HS: In the paper you quote Howe: “The implied marriage of animal foraging with plant demography is rarely consummated.” Could you reflect on how much the situation has improved in this regard today?

CH: As noted above, I got divorced from plant-frugivore studies many years ago and am not acquainted with current work in that area, so I shouldn’t dare to answer this question.


HS: Have you ever read this paper after it was published? If yes, in what context?

CH: Don’t’ ask me why, because I don’t know the answer, but the fact is that I never read again any paper of mine past the proof correction stage. This paper was not an exception to the rule, I’ve never read it again.
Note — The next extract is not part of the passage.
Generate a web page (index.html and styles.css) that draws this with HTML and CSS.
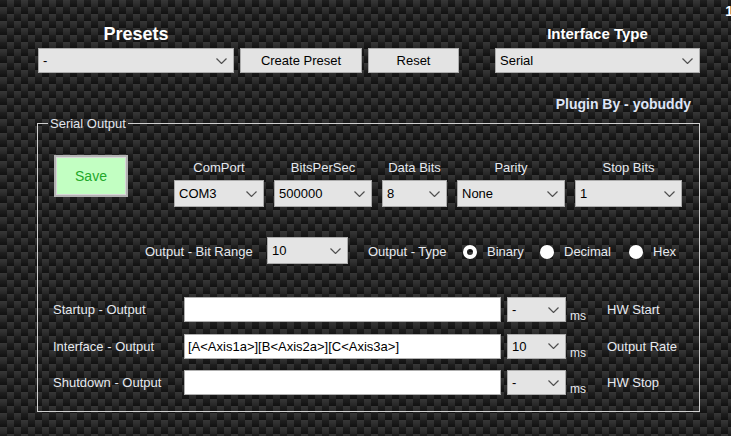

HS: Would you count this paper as a favorite, among all the papers you have written?

CH: Not quite. I’ve written about 200 papers so far, and there is a selected handful of other papers I am equally or more fond of them. Some of my publications that I like very much are not particularly highly cited, so I guess my tastes and those of the audience don’t necessarily match, something I do not care about even minimally, of course.


HS: What would you say to a student who is about to read this paper today? Would you guide their reading in anyway and point them to other papers they should read along with this one? Would you add any caveats?

CH: Do students nowadays have time to read a 30-page paper from beginning to end ? I’d like to meet one. Now seriously, I would draw her attention to the fact that this study was weaved around a number of distinct conceptual and methodological (observational + experimental) pieces, none of which was particularly innovative if considered singly. It was their combination into a complex design, guided by simple natural history considerations, that resulted in a innovative work.  Putting together elements that are usually considered in isolation is, in my opinion, one of the pathways to reach innovative results in ecology, and students aiming to pursue a research career should be aware of this.